A word of warning though – be careful what you put there. Macros that spam chatlogs, long cooldown buffs like Time Warp or Heroism and autorun toggles are not the kind of thing you want on the thumb grid until you’ve trained your thumb properly. Trying to wing it on a raid night is not the best way to win fans in your guild. True story.

Clicker or Croaker?

After all that, has getting the Razer Naga Molten been worth it? After all, I could have bought three of my old mouse for a single one of these (and I did buy it, this wasn’t a freebie). More importantly, does it still make sense to buy one of these when we don’t know much about future MMOs?

For me it’s undeniably a good choice. MMOs are now my bread-and-butter genre on PC and it makes sense for me to buy a mouse that’s designed with these games in mind. More importantly, the new macro and key mapping software means that whatever key layout or control method these games use there will always be a way for the Razer Naga Molten to support it. Whether it’s ability heavy like Star Wars: The Old Republic or ability limited like Guild Wars 2 there’ll always be a way to get some use out of those extra buttons.

If you’re new to the MMO genre then it’s probably not something I’d recommend to you. You’ll be better off learning the nuances of your game, the class you’ve chosen to play and how the abilities can be used most effectively. Developing your skill will give you more of an edge than any fancy bit of hardware.
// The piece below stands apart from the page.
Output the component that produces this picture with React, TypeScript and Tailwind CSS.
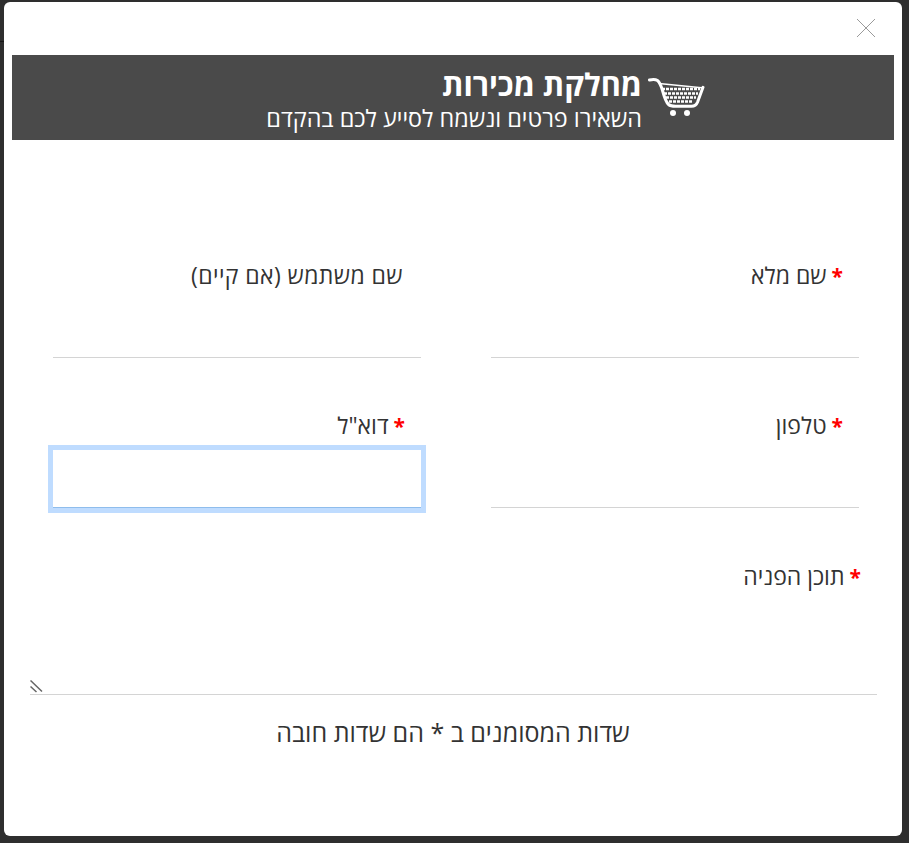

If you’ve been playing MMOs for a while and you’re in the market for a custom mouse then I’d suggest giving the Razer Naga Molten a look. The current software means that it’ll work the way you want it to for your current games while being flexible enough to cope with the games you move on to. If you’re also looking at streamlining your UI and getting rid action bars full of abilities then this will also help you on that mission.